During his Brooklyn years Whitman reserved his most explicit praise for the work of Henry Kirke Brown, an American sculptor whose 1846 solo exhibition at the National Academy of Design followed four years of study in Florence and Rome. In the Brooklyn Daily Eagle, Whitman cited Brown as an artist of "genius and industry" (Uncollected 1:142). Whitman later became a regular visitor at Brown's Brooklyn studio, where he enjoyed the company of a lively group of painters, writers, and sculptors, many of whom, like John Quincy Adams Ward, would establish distinguished careers over the next quarter century. Brown was a leader in the transformation of American sculpture from its emphasis on neoclassical forms and mythological subjects toward a more robust naturalism and a concern with nativist themes. Whitman appreciated both the workshop atmosphere and the free exchange of ideas that distinguished Brown's studio from the more hidebound literary circles of writers like Henry Wadsworth Longfellow. The experience helped to stimulate both Whitman's visualist poetics and his maturing national consciousness.

In his later years in Camden Whitman enjoyed the friendship of writer, editor, and sculptor Sidney H. Morse. The founding editor of The Radical and a self-taught artist of only modest talent, Morse constituted a striking contrast to either Brown or Ward. Although Morse's initial effort at modeling Whitman's likeness, undertaken in Philadelphia in 1876, proved a miserable failure, a later attempt, one of several executed on a return visit in 1887, garnered some of Whitman's highest praise. Whitman much preferred Morse's bust to the painted portraits of either John White Alexander or Herbert Gilchrist; at times he even preferred it to Thomas Eakins's portrait. Whitman regarded the bust's rough-hewn quality and focused treatment of the eyes as tropes for the rugged individualism and visionary presence of his verse, judging it "exceedingly fine—a revelation of what art can do at its best, when it becomes nature!" (Traubel 63). In 1889, at Whitman's urging, the bust appeared as the frontispiece in Camden's Compliment.
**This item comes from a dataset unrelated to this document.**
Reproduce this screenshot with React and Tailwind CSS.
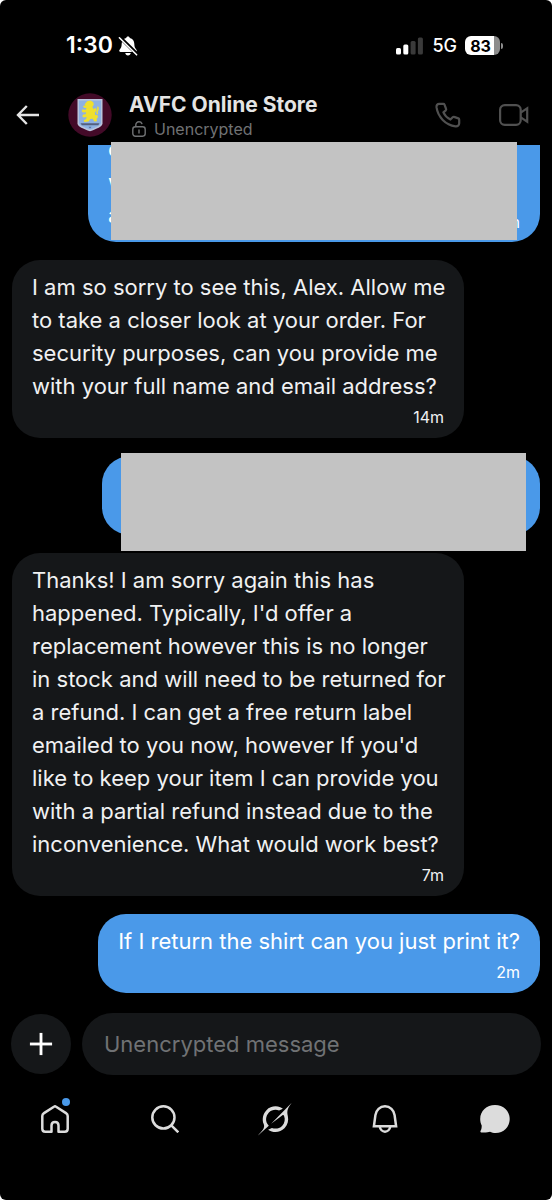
import { Plus } from "lucide-react";

function MutedBell() {
  return (
    <svg viewBox="0 0 20 20" className="size-5" aria-hidden="true">
      <path
        d="M10 .6c1 0 1.700.6 1.800 1.500 2.900.7 4.400 2.900 4.500 5.700.1 2.800.5 3.900 1.600 5.200.6.7.9 1.100.9 1.700 0 .8-.5 1.200-1.300 1.200H2.500c-.8 0-1.300-.4-1.300-1.200 0-.6.3-1 .9-1.700 1.100-1.300 1.500-2.400 1.600-5.200.1-2.800 1.600-5 4.500-5.700C8.300 1.200 9 .6 10 .6zM7.300 16.900h5.400c-.1 1.500-1.200 2.500-2.700 2.500s-2.600-1-2.700-2.500z"
        fill="#fff"
      />
      <path d="M1.600 1L19.400 18.400" stroke="#000" strokeWidth="3.600" />
      <path d="M1.400 1.800L18.600 18.800" stroke="#fff" strokeWidth="1.600" strokeLinecap="round" />
    </svg>
  );
}

function Signal() {
  return (
    <svg viewBox="0 0 28 18" className="h-[18px] w-7" aria-hidden="true">
      <rect x="0" y="11" width="5" height="6.500" rx="1.500" fill="#fff" />
      <rect x="7.300" y="7.500" width="5" height="10" rx="1.500" fill="#fff" />
      <rect x="14.600" y="4" width="5" height="13.500" rx="1.500" fill="#3a3a3a" />
      <rect x="21.900" y="0.500" width="5" height="17" rx="1.500" fill="#3a3a3a" />
    </svg>
  );
}

function Battery() {
  return (
    <div className="flex items-center gap-px">
      <div className="flex h-[19px] w-[35px] items-center justify-center overflow-hidden rounded-md bg-linear-to-r from-white from-83% to-[#8c8c8c] to-83% pr-1 text-[16px] leading-none font-bold text-black">
        83
      </div>
      <div className="h-1.5 w-0.5 rounded-r-full bg-[#8c8c8c]" />
    </div>
  );
}

function BackArrow() {
  return (
    <svg viewBox="0 0 24 20" className="h-5 w-6" fill="none" stroke="#e4e4e4" strokeWidth="2.400" aria-hidden="true">
      <path d="M10.800 1L2 10l8.800 9M2 10h21" />
    </svg>
  );
}

function Crest() {
  return (
    <svg viewBox="0 0 44 44" className="size-11 shrink-0" role="img" aria-label="AVFC crest">
      <circle cx="22" cy="22" r="21.700" fill="#430a28" />
      <path d="M9.500 6h25v24.500c0 3-6 5.500-12.500 7.800C15.500 36 9.500 33.500 9.500 30.500z" fill="#b9c4dc" />
      <path d="M11 7.500h22V30c0 2.300-5 4.300-11 6.500C16 34.300 11 32.300 11 30z" fill="#8db1e2" />
      <path
        d="M16.500 11.500l2.600-3.300 3.600-.6 2.600 1.600.5 2.600-1.500 2.100 1.500 2.300 1-.9 1.700.3-.3 2.500-1.400 1.300.4 2.500 2 .2 1 2-1.500 1.600.2 2.600-2.600.2-1.600-2.800-2.400.4-1.800 2.500-4 .3-.9-1.500 2.500-1.300.5-2-2.900.5-1.500-1.300.9-1.800 2.600-.3.400-2-3.100.4-1.400-1.300.7-1.700 3.300.1 1-1.700-2.700-.3-1-1.700 2.800-.7z"
        fill="#efdf2e"
      />
      <path d="M29.300 20.500c-1.600-2 1.800-3.400.6-6.300" fill="none" stroke="#efdf2e" strokeWidth="1.500" strokeLinecap="round" />
      <path d="M12.500 30.300l19-.1-1.200 2-16.400.1z" fill="#54607f" />
      <path d="M20.500 33.700h3l-1.500 1.800z" fill="#5b6b94" />
    </svg>
  );
}

function OpenLock() {
  return (
    <svg viewBox="0 0 14 16" className="h-4 w-3.5" fill="none" stroke="#707274" strokeWidth="1.400" strokeLinecap="round" aria-hidden="true">
      <rect x="0.800" y="5.800" width="12.400" height="9.400" rx="2.600" />
      <path d="M3.800 5.600V4c0-1.900 1.300-3.200 3.200-3.200 1.300 0 2.400.7 2.900 1.800M7 9v3" />
    </svg>
  );
}

function PhoneIcon() {
  return (
    <svg viewBox="0 0 26 26" className="size-[26px]" fill="none" stroke="#505050" strokeWidth="2.200" strokeLinejoin="round" aria-hidden="true">
      <path d="M4.200 1.800h4.200c.5 0 .9.300 1.100.8l1.600 4.400c.2.500 0 1-.3 1.300L8.400 10.400c1.300 3 3.800 5.700 7 7.200l2.300-2.400c.4-.4.900-.5 1.400-.3l4.200 1.500c.6.200.9.700.9 1.300v3.500c0 2.100-1.600 3.400-3.700 3.100C10.500 23 2.800 14.900 1.500 5.200c-.2-1.900.9-3.400 2.700-3.400z" />
    </svg>
  );
}

function VideoIcon() {
  return (
    <svg viewBox="0 0 30 22" className="h-[22px] w-[30px]" fill="none" stroke="#505050" strokeWidth="2.200" aria-hidden="true">
      <rect x="1.100" y="1.100" width="20.600" height="19.800" rx="4.600" />
      <path d="M21.700 8.600l6.500-4.300v13.400l-6.500-4.300" />
    </svg>
  );
}

function HomeIcon() {
  return (
    <svg viewBox="0 0 28 28" className="size-7" fill="none" stroke="#dcdcdc" strokeWidth="2.500" strokeLinejoin="round" aria-hidden="true">
      <path d="M12.900 1.700L3 8.100C1.900 8.800 1.300 9.800 1.300 11v12.700c0 1.800 1.200 3 3 3h6.200v-6.200c0-2.200 1.400-3.600 3.500-3.600s3.500 1.400 3.500 3.600v6.200h6.200c1.800 0 3-1.200 3-3V11c0-1.200-.6-2.200-1.700-2.900l-9.900-6.400c-.7-.5-1.500-.5-2.200 0z" />
    </svg>
  );
}

function SearchIcon() {
  return (
    <svg viewBox="0 0 28 28" className="size-7" fill="none" stroke="#dcdcdc" strokeWidth="2.500" aria-hidden="true">
      <circle cx="12.400" cy="12.400" r="11.100" />
      <path d="M20.300 20.300l7 7" />
    </svg>
  );
}

function GrokIcon() {
  return (
    <svg viewBox="0 0 33 32" className="size-[34px]" fill="#dcdcdc" aria-hidden="true">
      <path d="M12.745 20.540l10.970-8.190c.539-.400 1.307-.244 1.564.380 1.349 3.288.746 7.241-1.938 9.955-2.683 2.714-6.417 3.310-9.830 1.954l-3.728 1.745c5.347 3.697 11.840 2.782 15.898-1.324 3.219-3.255 4.216-7.692 3.284-11.693l.008.009c-1.351-5.878.332-8.227 3.782-13.031L33 0l-4.540 4.590v-.014L12.743 20.544m-2.263 1.987c-3.837-3.707-3.175-9.446.100-12.755 2.420-2.449 6.388-3.448 9.852-1.979l3.720-1.737c-.670-.490-1.530-1.017-2.515-1.387-4.455-1.854-9.789-.931-13.410 2.728-3.483 3.523-4.579 8.940-2.697 13.561 1.405 3.454-.899 5.898-3.220 8.364C1.490 30.200.666 31.074 0 32l10.478-9.466" />
    </svg>
  );
}

function BellIcon() {
  return (
    <svg viewBox="0 0 26 28" className="h-7 w-[26px]" fill="none" stroke="#dcdcdc" strokeWidth="2.500" aria-hidden="true">
      <path d="M1.900 21.300L3.400 10.200C4 5 8 1.300 13 1.300S22 5 22.600 10.200l1.500 11.100z" />
      <path d="M7.800 21.600c.4 2.900 2.500 5.100 5.200 5.100s4.800-2.200 5.200-5.100" />
    </svg>
  );
}

function ChatIcon() {
  return (
    <svg viewBox="0 0 30 28" className="h-7 w-[30px]" fill="#dcdcdc" aria-hidden="true">
      <path d="M15 0c8.400 0 14.700 6 14.700 13.900S23.600 28 15.600 28c-2 0-3.900-.5-5.600-1.300-1.500.5-4.600 1-8.700.7-.9-.1-1.200-.9-.7-1.600.8-1.300 1.200-3.300 1.100-5.400C.7 18.500.2 16.300.2 13.900.2 6 6.600 0 15 0z" />
    </svg>
  );
}

const navItems = [
  { label: "Home", Icon: HomeIcon, dot: true },
  { label: "Search", Icon: SearchIcon },
  { label: "Grok", Icon: GrokIcon },
  { label: "Notifications", Icon: BellIcon },
  { label: "Messages", Icon: ChatIcon },
];

function Received({ time, children }) {
  return (
    <li className="mr-[76px] rounded-[28px] bg-[#151719] pt-[11px] pr-4 pb-[7px] pl-5">
      <p>{children}</p>
      <time className="block pr-1 text-right text-[16px] leading-7">{time}</time>
    </li>
  );
}

export default function App() {
  return (
    <div className="bg-white">
      <div className="flex min-h-screen flex-col rounded-md bg-black font-['Inter',sans-serif] text-[#f0f1f2]">
        <div className="flex h-[91px] items-center justify-between pr-[49px] pl-[66px] text-white">
          <div className="flex items-center gap-[5px]">
            <span className="text-[23px] leading-none font-semibold">1:30</span>
            <MutedBell />
          </div>
          <div className="flex items-center gap-2">
            <Signal />
            <span className="text-[18px] leading-none font-medium">5G</span>
            <Battery />
          </div>
        </div>

        <header className="flex items-center pr-[23px] pb-1.5 pl-4">
          <button type="button" aria-label="Back">
            <BackArrow />
          </button>
          <div className="ml-7">
            <Crest />
          </div>
          <div className="ml-[17px] grow">
            <h1 className="text-[21px] leading-7 font-bold text-[#e4e4e4]">AVFC Online Store</h1>
            <p className="flex items-center gap-2 pl-[3px] text-[16px] leading-5 text-[#707274]">
              <OpenLock />
              Unencrypted
            </p>
          </div>
          <button type="button" aria-label="Call">
            <PhoneIcon />
          </button>
          <button type="button" aria-label="Video call" className="ml-[38px]">
            <VideoIcon />
          </button>
        </header>

        <ul className="flex flex-col gap-[18px] px-3 text-[22px] leading-[33px]">
          <li className="relative ml-[76px]">
            <div className="flex h-[97px] items-end overflow-hidden rounded-b-[28px] bg-[#4a99e9] px-5 text-white">
              <p className="grow pb-2.5">
                c<br />w<br />a
              </p>
              <time className="pb-1.5 text-[16px] leading-7">18m</time>
            </div>
            <div className="absolute -top-[3px] right-[23px] bottom-0.5 left-[23px] bg-[#c3c3c3]" />
          </li>

          <Received time="14m">
            I am so sorry to see this, Alex. Allow me to take a closer look at your order. For security purposes, can
            you provide me with your full name and email address?
          </Received>

          <li className="relative ml-[90px] h-[79px] rounded-[28px] bg-[#4a99e9]">
            <div className="absolute -top-[3px] right-[14px] -bottom-4 left-[19px] bg-[#c3c3c3]" />
          </li>

          <Received time="7m">
            Thanks! I am sorry again this has happened. Typically, I'd offer a replacement however this is no longer in
            stock and will need to be returned for a refund. I can get a free return label emailed to you now, however
            If you'd like to keep your item I can provide you with a partial refund instead due to the inconvenience.
            What would work best?
          </Received>

          <li className="self-end rounded-[28px] bg-[#4a99e9] px-5 pt-[11px] pb-[7px] text-white">
            <p>If I return the shirt can you just print it?</p>
            <time className="block text-right text-[16px] leading-7">2m</time>
          </li>
        </ul>

        <form className="mt-5 flex items-center gap-[11px] px-[11px]" onSubmit={(e) => e.preventDefault()}>
          <button
            type="button"
            aria-label="Add attachment"
            className="flex size-[60px] shrink-0 items-center justify-center rounded-full bg-[#151719] text-white"
          >
            <Plus size={38} strokeWidth={1.8} strokeLinecap="butt" />
          </button>
          <input
            type="text"
            aria-label="Message"
            placeholder="Unencrypted message"
            className="h-[62px] min-w-0 grow rounded-full bg-[#151719] px-[22px] text-[22px] outline-none placeholder:text-[#707274]"
          />
        </form>

        <nav className="mt-6 grid grid-cols-5 pr-0.5 pb-14">
          {navItems.map(({ label, Icon, dot }) => (
            <a key={label} href="#" aria-label={label} className="flex h-10 items-center justify-center">
              <span className="relative">
                <Icon />
                {dot && <span className="absolute -top-[7px] -right-px size-2 rounded-full bg-[#4a99e9]" />}
              </span>
            </a>
          ))}
        </nav>
      </div>
    </div>
  );
}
In the last year of Whitman's life Samuel Murray and William R. O'Donovan, both associates of Thomas Eakins, commenced bust-length sculptures of the poet in Eakins's Philadelphia studio. Housebound and in declining health, Whitman seems never to have seen either work. He did, however, greatly admire a profile photograph which Murray took in preparation for his bust, inscribing one print "Walt Whitman (Sculptor's profile May 1891)." Following Whitman's death, Murray, accompanied by Eakins, made plaster casts of Whitman's head, hand, and shoulder.
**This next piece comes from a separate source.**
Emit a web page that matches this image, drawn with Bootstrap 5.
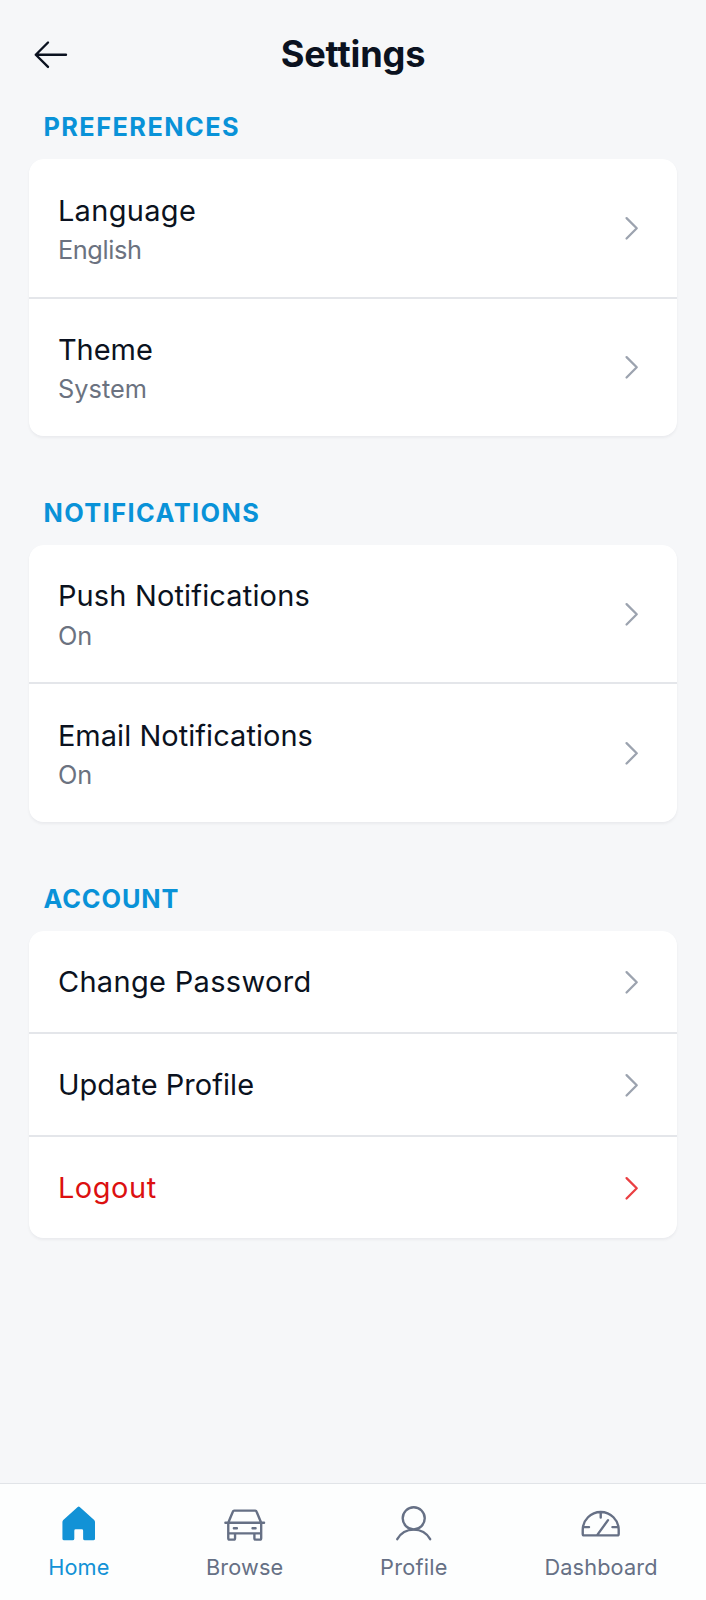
<!DOCTYPE html>
<html lang="en">
<head>
<meta charset="utf-8">
<meta name="viewport" content="width=device-width, initial-scale=1">
<title>Settings</title>
<link href="https://cdn.jsdelivr.net/npm/bootstrap@5.3.0/dist/css/bootstrap.min.css" rel="stylesheet">
<style>
  html { font-size: 28.964px; }
  body { font-family: Inter, sans-serif; background: #f6f7f9; color: #0b1220; }
  svg { display: block; fill: none; stroke: currentColor; stroke-linecap: round; stroke-linejoin: round; }
  .topbar { height: 109px; display: grid; grid-template-columns: 1fr auto 1fr; }
  .topbar h1 { font-size: 1.25rem; font-weight: 700; line-height: 1.75rem; letter-spacing: -.0045em; }
  .back-icon { width: 1.5rem; height: 1.5rem; }
  .section-label { font-size: .875rem; line-height: 1.25rem; font-weight: 650; letter-spacing: .057em; color: #0992d8; margin-bottom: calc(.5rem - .6px); }
  .section-label.tighter { letter-spacing: .036em; }
  .settings-section { margin-bottom: calc(2rem + .9px); }
  .settings-list { --bs-list-group-border-radius: .5rem; border-radius: .5rem; box-shadow: 0 2px 3px rgba(15, 23, 42, .05); overflow: hidden; }
  .settings-list .list-group-item { border: 0; color: #0b1220; line-height: 1.5; padding: calc(1rem + .5px) 1rem calc(1rem - .5px); }
  .settings-list .list-group-item + .list-group-item { border-top: 2px solid #e4e6ea; padding-top: calc(1rem + .3px); }
  .item-value { font-size: .875rem; line-height: 1.25rem; color: #6b7280; }
  .track-minus { letter-spacing: -.015em; }
  .track-1 { letter-spacing: .002em; }
  .track-2 { letter-spacing: .006em; }
  .track-3 { letter-spacing: .012em; }
  .track-4 { letter-spacing: .019em; }
  .caret { width: 1.125rem; height: 1.125rem; color: #9ca3af; stroke-width: 18; }
  .settings-list .item-danger { color: #dc1010; }
  .item-danger .caret { color: #ea3f42; }
  .tabbar { background: #fdfefe; border-top: 1px solid #e1e4e8; padding: .625rem 0; }
  .tabbar a { font-size: .75rem; line-height: 1rem; color: #667085; text-decoration: none; gap: .25rem; }
  .tabbar a.active { color: #1292d6; }
  .tabbar svg { width: 1.5rem; height: 1.5rem; stroke-width: 14; }
</style>
</head>
<body>
<div class="d-flex flex-column min-vh-100">
  <header class="topbar align-items-center px-3">
    <a href="#" class="text-reset" aria-label="Back">
      <svg class="back-icon" viewBox="0 0 256 256" stroke-width="14"><path d="M218 128H40M112 56 40 128l72 72"/></svg>
    </a>
    <h1 class="m-0">Settings</h1>
  </header>

  <main class="px-3">
    <section class="settings-section">
      <h2 class="section-label ps-2">PREFERENCES</h2>
      <div class="list-group settings-list">
        <a href="#" class="list-group-item d-flex align-items-center justify-content-between">
          <div><div class="track-3">Language</div><div class="item-value track-minus">English</div></div>
          <svg class="caret" viewBox="0 0 256 256"><path d="m83 48 80 80-80 80"/></svg>
        </a>
        <a href="#" class="list-group-item d-flex align-items-center justify-content-between">
          <div><div>Theme</div><div class="item-value track-1">System</div></div>
          <svg class="caret" viewBox="0 0 256 256"><path d="m83 48 80 80-80 80"/></svg>
        </a>
      </div>
    </section>

    <section class="settings-section">
      <h2 class="section-label ps-2">NOTIFICATIONS</h2>
      <div class="list-group settings-list">
        <a href="#" class="list-group-item d-flex align-items-center justify-content-between">
          <div><div class="track-2">Push Notifications</div><div class="item-value">On</div></div>
          <svg class="caret" viewBox="0 0 256 256"><path d="m83 48 80 80-80 80"/></svg>
        </a>
        <a href="#" class="list-group-item d-flex align-items-center justify-content-between">
          <div><div class="track-1">Email Notifications</div><div class="item-value">On</div></div>
          <svg class="caret" viewBox="0 0 256 256"><path d="m83 48 80 80-80 80"/></svg>
        </a>
      </div>
    </section>

    <section class="settings-section">
      <h2 class="section-label tighter ps-2">ACCOUNT</h2>
      <div class="list-group settings-list">
        <a href="#" class="list-group-item d-flex align-items-center justify-content-between">
          <div class="track-3">Change Password</div>
          <svg class="caret" viewBox="0 0 256 256"><path d="m83 48 80 80-80 80"/></svg>
        </a>
        <a href="#" class="list-group-item d-flex align-items-center justify-content-between">
          <div class="track-1">Update Profile</div>
          <svg class="caret" viewBox="0 0 256 256"><path d="m83 48 80 80-80 80"/></svg>
        </a>
        <a href="#" class="list-group-item item-danger d-flex align-items-center justify-content-between">
          <div class="track-4">Logout</div>
          <svg class="caret" viewBox="0 0 256 256"><path d="m83 48 80 80-80 80"/></svg>
        </a>
      </div>
    </section>
  </main>

  <nav class="tabbar d-flex justify-content-around mt-auto">
    <a href="#" class="active d-flex flex-column align-items-center">
      <svg viewBox="0 0 256 256"><path fill="currentColor" stroke="none" d="M122 29a9 9 0 0 1 12 0l85 77a16 16 0 0 1 5 12v98a10 10 0 0 1-10 10h-50a10 10 0 0 1-10-10v-47a8 8 0 0 0-8-8h-36a8 8 0 0 0-8 8v47a10 10 0 0 1-10 10H42a10 10 0 0 1-10-10v-98a16 16 0 0 1 5-12z"/></svg>
      <span class="track-1">Home</span>
    </a>
    <a href="#" class="d-flex flex-column align-items-center">
      <svg viewBox="0 0 256 256"><path d="M14 122h228M31 122l27-65a9 9 0 0 1 8-6h124a9 9 0 0 1 8 6l27 65M31 122v92a8 8 0 0 0 8 8h24a8 8 0 0 0 8-8v-29M225 122v92a8 8 0 0 1-8 8h-24a8 8 0 0 1-8-8v-29M31 185h194M64 155h18M174 155h18"/></svg>
      <span class="track-2">Browse</span>
    </a>
    <a href="#" class="d-flex flex-column align-items-center">
      <svg viewBox="0 0 256 256"><circle cx="128" cy="96" r="65"/><path d="M31 219a112 112 0 0 1 194 0"/></svg>
      <span class="track-3">Profile</span>
    </a>
    <a href="#" class="d-flex flex-column align-items-center">
      <svg viewBox="0 0 256 256"><path d="M22 189v-24a106 106 0 0 1 212 0v24a8 8 0 0 1-8 8H30a8 8 0 0 1-8-8zM128 60v32M26 148h33M230 148h-33M108 194l63-87"/></svg>
      <span class="track-2">Dashboard</span>
    </a>
  </nav>
</div>
<script src="https://cdn.jsdelivr.net/npm/bootstrap@5.3.0/dist/js/bootstrap.bundle.min.js"></script>
</body>
</html>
Allen, Gay Wilson. "The Iconography of Walt Whitman." The Artistic Legacy of Walt Whitman. Ed. Edwin Haviland Miller. New York: New York UP, 1970. 127–152.

Morse, Sidney H. "My Summer With Walt Whitman, 1887." In Re Walt Whitman. Ed. Horace L. Traubel, Richard Maurice Bucke, and Thomas B. Harned. Philadelphia: McKay, 1893. 367–391.

Sill, Geoffrey M., and Roberta K. Tarbell, eds. Walt Whitman and the Visual Arts. New Brunswick, N.J.: Rutgers UP, 1992.

Traubel, Horace. With Walt Whitman in Camden. Ed. Gertrude Traubel and William White. Vol. 6. Carbondale: Southern Illinois UP, 1982.

Whitman, Walt. Leaves of Grass. Ed. Sculley Bradley and Harold W. Blodgett. Norton Critical Edition. New York: Norton, 1973.

____. The Uncollected Poetry and Prose of Walt Whitman. Ed. Emory Holloway. 2 vols. Garden City, N.Y.: Doubleday, Page, 1921.